PATIENCE PAYS OFF ON WATERFOWL
Ducks and geese are shot from boats and sunken barrels, over grain fields and in stubble, along rivers and at potholes, but they are most often shot from a blind over decoys. For the best shots, hunters should position themselves with wind at their backs, since wildfowl land and take off into the wind. The blind, whether of hastily cut branches or prebuilt, should hide hunters from birds but afford some view of the horizon. Sit so that you can wait out birds in comfort, for hours if necessary, and still get into shooting position with minimum movement. "If you have to stretch your legs every five minutes, you'll never see a bird," Bonnette says, "and if you get so stiff you can't move, you'll never hit one.
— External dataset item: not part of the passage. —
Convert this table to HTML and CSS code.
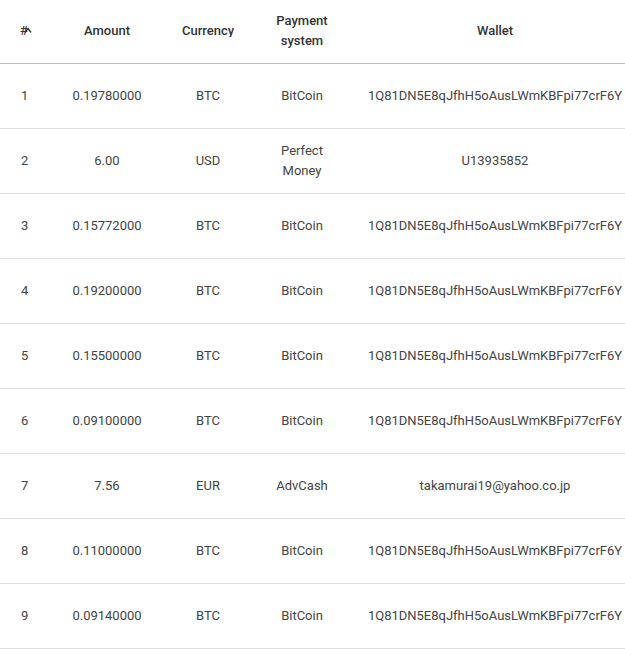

A few extra minutes getting comfortable at the start are well spent." Bonnette uses a combination swivel seat-shellbox in the blind (upper left), while Ramsing squats. Both keep bodies still, faces down and heads low as birds approach. To shoot (below left) they move forward onto knees in single, swift motion. Each can swing his gun freely, follow through smoothly in this position. "When to fire and how far to lead are the critical decisions in waterfowl shooting," says Bonnette. "The birds are almost always farther away, and moving faster, than you think. Very few are downed at 60 yards in spite of boasts otherwise, but many are crippled with one or two pellets at that distance. The same shots at 30 to 40 yards would be clean hits. Judging range takes practice. Some hunters decide a duck is close enough when it looks the size of a silver dollar on the end of their barrel. Others wait until they can see its eye or make out its colors. Some set a large decoy 40 yards away as a range finder. These all help, but the real key to shooting over decoys is patience. Wait until you are sure the birds are in range, then wait a 10-count longer."

LEAD OUTWEIGHS LOAD
Many upland gunners discover the hard way that leads which work on quail and pheasants seldom ruffle the tail feathers of ducks and geese. "Upland birds are usually shot on the rise or shortly after—before they reach top speeds—at ranges of 30 to 60 feet," says Bonnette. "When waterfowl are shot in full flight, the range may be three times that distance. Hitting them is less a matter of how much gun you use than of how well you use it. A regular 12-gauge gun with 4-dram, 1¾-ounce loads of No. 6 shot for ducks and No. 4 shot for geese will bring down more birds than a Magnum that reaches out a little farther but is awkward to swing and punishing to shoot. With any gun the right lead depends upon how far the birds are from it, how fast they are flying and at what angle. Shot travels at known speeds. In the time an average duck load takes to reach a point 40 yards away, a duck flying 50 mph travels 10 feet beyond that point. The same shot takes almost twice as long to travel 60 yards, so you must lead by at least 20 feet. At any range exact leads are arguable since each hunter measures them in terms of his own eye, judgment, reflexes and coordination. A 10-foot lead to one gunner may look like two duck lengths to another. A general rule is: figure your lead, then double it, allowing for angles of flight. Birds crossing at right angles to the gun require maximum lead, less as the angle decreases. Shoot above as well as ahead of rising birds, just under birds that are setting down and right on straightaways at gun level. Where birds are passing directly overhead, stay down until they are in range. Stand up and fire (below) until birds reach one o'clock. Lower gun, keeping muzzle up, and pivot 180° to new shooting position. Only novices and gymnasts try overhead shots while doing a backbend."